Stably-Stratified
and Unstably-Stratified Quasigeostrophic Flows
Keith Julien
University of Colorado
It is well known the numerical
simulations of rotationally constrained fluids are unable to reach the
parameter values, both in terms of Rossby number and Reynolds number, characteristic
of geophysical flows. Indeed, the
former compounds the prohibitive temporal and spatial restrictions placed on
high-Re simulations through the presence of high frequency inertial waves and
the development of (Ekman) boundary layers. This has motivated the development
of reduced pde's that filter fast waves and relax the need to resolve boundary
layers.
Recently we have derived such pde's for the case of thermal
convection in the presence of upright rotation. However, this formulation
cloaks a true comparison with the reduced description for stably stratified dynamics
(namely, the stably-stratified quasi- geostrophic equations).

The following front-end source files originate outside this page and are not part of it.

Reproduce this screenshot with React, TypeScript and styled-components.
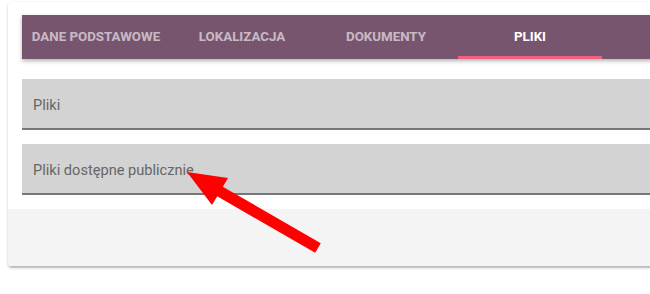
import React from 'react'
import styled, { createGlobalStyle } from 'styled-components'

const GlobalStyle = createGlobalStyle`
  body {
    margin: 0;
    background: #fff;
    font-family: Roboto, 'Liberation Sans', sans-serif;
    overflow: hidden;
  }
`

const Page = styled.div`
  position: relative;
  width: 650px;
  height: 294px;
  padding: 2px 0 0 8px;
  box-sizing: border-box;
`

const Card = styled.div`
  width: 660px;
  background: #fff;
  border-radius: 4px;
  box-shadow: 0 1px 3px rgba(0, 0, 0, 0.2), 0 1px 1px rgba(0, 0, 0, 0.1);
  overflow: hidden;
`

const Body = styled.div`
  display: flex;
  flex-direction: column;
  padding: 13px 0 14px 14px;
`

const TabBar = styled.nav`
  display: flex;
  height: 44px;
  background: #77556f;
  box-shadow: 0 2px 4px rgba(0, 0, 0, 0.3);
  margin-bottom: 20px;
`

const Tab = styled.div<{ $active?: boolean; $width: number }>`
  position: relative;
  display: flex;
  align-items: center;
  justify-content: center;
  padding-bottom: 2px;
  width: ${({ $width }) => $width}px;
  font-size: 13.3px;
  font-weight: 700;
  color: ${({ $active }) => ($active ? '#fff' : 'rgba(255, 255, 255, 0.62)')};
  &::after {
    content: '';
    display: ${({ $active }) => ($active ? 'block' : 'none')};
    position: absolute;
    left: 0;
    right: 0;
    bottom: 0;
    height: 3px;
    background: #f0607f;
  }
`

const Field = styled.div<{ $gap: number }>`
  display: flex;
  align-items: center;
  box-sizing: border-box;
  height: 51px;
  padding: 2px 11px 0 11px;
  background: #d3d3d3;
  border-bottom: 2px solid #777;
  margin-bottom: ${({ $gap }) => $gap}px;
  font-size: 14.6px;
  color: #666;
`

const Footer = styled.div`
  height: 57px;
  background: #f4f4f4;
  border-bottom: 1px solid #bbb;
`

const Arrow = styled.svg`
  position: absolute;
  left: 0;
  top: 0;
  pointer-events: none;
`

const tabs = [
  { label: 'DANE PODSTAWOWE', width: 148 },
  { label: 'LOKALIZACJA', width: 144 },
  { label: 'DOKUMENTY', width: 144 },
  { label: 'PLIKI', width: 144, active: true },
]

const App = () => (
  <Page>
    <GlobalStyle />
    <Card>
      <Body>
        <TabBar>
          {tabs.map((t) => (
            <Tab key={t.label} $width={t.width} $active={t.active}>
              {t.label}
            </Tab>
          ))}
        </TabBar>
        <Field $gap={14}>Pliki</Field>
        <Field $gap={0}>Pliki dostępne publicznie</Field>
      </Body>
      <Footer />
    </Card>
    <Arrow width="650" height="294" viewBox="0 0 650 294">
      <polygon
        points="187,172 228,178 222.8,186.7 320.8,243.2 315.2,252.8 217.2,196.3 212,205"
        fill="#ff0000"
      />
    </Arrow>
  </Page>
)

export default App
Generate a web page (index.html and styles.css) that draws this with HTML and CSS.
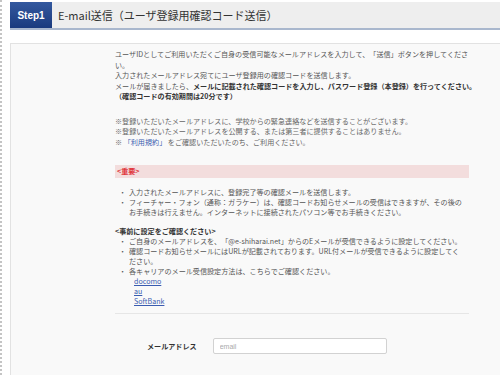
FILE: index.html
```html
<!DOCTYPE html>
<html>
<head>
  <meta charset="utf-8">
  <title>E-mail送信</title>
  <link rel="stylesheet" href="styles.css">
</head>
<body>
  <div class="page">
    <div class="step-head">
      <span class="step-no">Step1</span>
      <h1>E-mail送信（ユーザ登録用確認コード送信）</h1>
    </div>

    <div class="panel">
      <div class="panel-inner">
        <p class="lead">
          ユーザIDとしてご利用いただくご自身の受信可能なメールアドレスを入力して、「送信」ボタンを押してください。<br>
          入力されたメールアドレス宛てにユーザ登録用の確認コードを送信します。<br>
          メールが届きましたら、<b>メールに記載された確認コードを入力し、パスワード登録（本登録）を行ってください。</b><br>
          <b>（確認コードの有効期間は20分です）</b>
        </p>

        <p class="notes">
          ※登録いただいたメールアドレスに、学校からの緊急連絡などを送信することがございます。<br>
          ※登録いただいたメールアドレスを公開する、または第三者に提供することはありません。<br>
          ※ <a href="#">「利用規約」</a> をご確認いただいたのち、ご利用ください。
        </p>

        <div class="important">&lt;重要&gt;</div>

        <ul class="dots">
          <li>入力されたメールアドレスに、登録完了等の確認メールを送信します。</li>
          <li>フィーチャー・フォン（通称：ガラケー）は、確認コードお知らせメールの受信はできますが、その後のお手続きは行えません。インターネットに接続されたパソコン等でお手続きください。</li>
        </ul>

        <p class="sub-head">&lt;事前に設定をご確認ください&gt;</p>
        <ul class="dots">
          <li>ご自身のメールアドレスを、「@e-shiharai.net」からのEメールが受信できるように設定してください。</li>
          <li>確認コードお知らせメールにはURLが記載されております。URL付メールが受信できるように設定してください。</li>
          <li>各キャリアのメール受信設定方法は、こちらでご確認ください。
            <div class="carriers">
              <a href="#">docomo</a>
              <a href="#">au</a>
              <a href="#">SoftBank</a>
            </div>
          </li>
        </ul>

        <hr class="sep">

        <div class="form-row">
          <label for="email">メールアドレス</label>
          <input type="text" id="email" placeholder="email">
        </div>
      </div>
    </div>
  </div>
</body>
</html>
```

FILE: styles.css
```css
html, body {
  margin: 0;
  padding: 0;
}

body {
  background: #fff;
  font-family: "Noto Sans CJK JP", "Noto Sans", sans-serif;
  color: #555;
  border-left: 2px dotted #c4c4c4;
  overflow: hidden;
  min-height: 375px;
}

.page {
  width: 564px;
  padding: 2px 0 0 8px;
}

.step-head {
  display: flex;
  align-items: stretch;
  height: 26px;
  background: #eeeeee;
  border-bottom: 2px solid #a9b7cd;
}

.step-no {
  width: 42px;
  display: flex;
  align-items: center;
  justify-content: center;
  background: linear-gradient(#34599f, #1a3a7e);
  color: #fff;
  font-family: "Liberation Sans", Arial, sans-serif;
  font-weight: bold;
  font-size: 10px;
}

.step-head h1 {
  margin: 0 0 0 6px;
  font-size: 11px;
  font-weight: normal;
  color: #333;
  line-height: 26px;
  text-spacing-trim: space-all;
}

.panel {
  margin-top: 13px;
  background: #f9f9f9;
  border: 1px solid #e2e2e2;
  padding: 5px 0 40px 104px;
}

.panel-inner {
  width: 366px;
  font-size: 7.1px;
  line-height: 10.5px;
  text-spacing-trim: space-all;
}

.panel-inner p {
  margin: 0;
}

.lead b {
  color: #333;
}

.notes {
  margin-top: 14px !important;
  color: #666;
}

.notes a {
  color: #3a5cb0;
  text-decoration: none;
}

.important {
  margin: 18px 12px 0 0;
  background: #f3dddd;
  color: #e0343a;
  font-weight: bold;
  height: 13px;
  line-height: 13px;
  padding-left: 2px;
}

.dots {
  margin: 9px 16px 0 0;
  padding-left: 14px;
  list-style: none;
  line-height: 10.2px;
}

.dots li {
  position: relative;
}

.dots li::before {
  content: "・";
  position: absolute;
  left: -10px;
}

.sub-head {
  margin-top: 8px !important;
  font-weight: bold;
  color: #333;
}

.sub-head + .dots {
  margin-top: 0;
  line-height: 10px;
}

.carriers {
  padding-left: 5px;
  display: flex;
  flex-direction: column;
  align-items: flex-start;
}

.carriers a {
  color: #3a5cb0;
}

.sep {
  margin: 7px 12px 0 0;
  border: 0;
  border-top: 1px solid #e6e6e6;
}

.form-row {
  margin-top: 24px;
  padding-left: 32px;
  display: flex;
  align-items: center;
  gap: 16px;
}

.form-row label {
  font-weight: bold;
  color: #333;
}

.form-row input {
  width: 174px;
  height: 16px;
  box-sizing: border-box;
  border: 1px solid #d2d2d2;
  border-radius: 2px;
  background: #fff;
  font-family: "Liberation Sans", Arial, sans-serif;
  font-size: 7px;
  padding: 0 6px;
}

.form-row input::placeholder {
  color: #aaa;
}
```
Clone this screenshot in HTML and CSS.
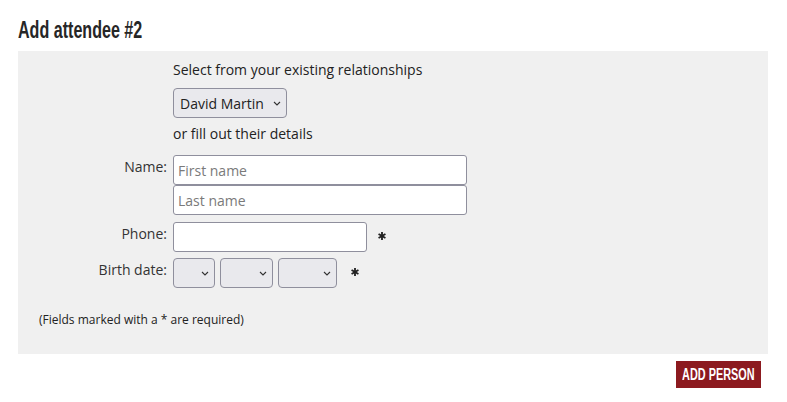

It is shown that
the key parameter that distinguishes these limits is aspect ratio defining the
degree of spatial anisotropy between characteristic and vertical scales.
Varying this parameter naturally leads to a hierarchy of reduced pde's for slow
rotational constrained dynamics valid on the f-plane. Solutions in this regime
are discussed, as well as the possibility of coupling of the extreme limits of
stably-stratified and unstably-stratified regimes.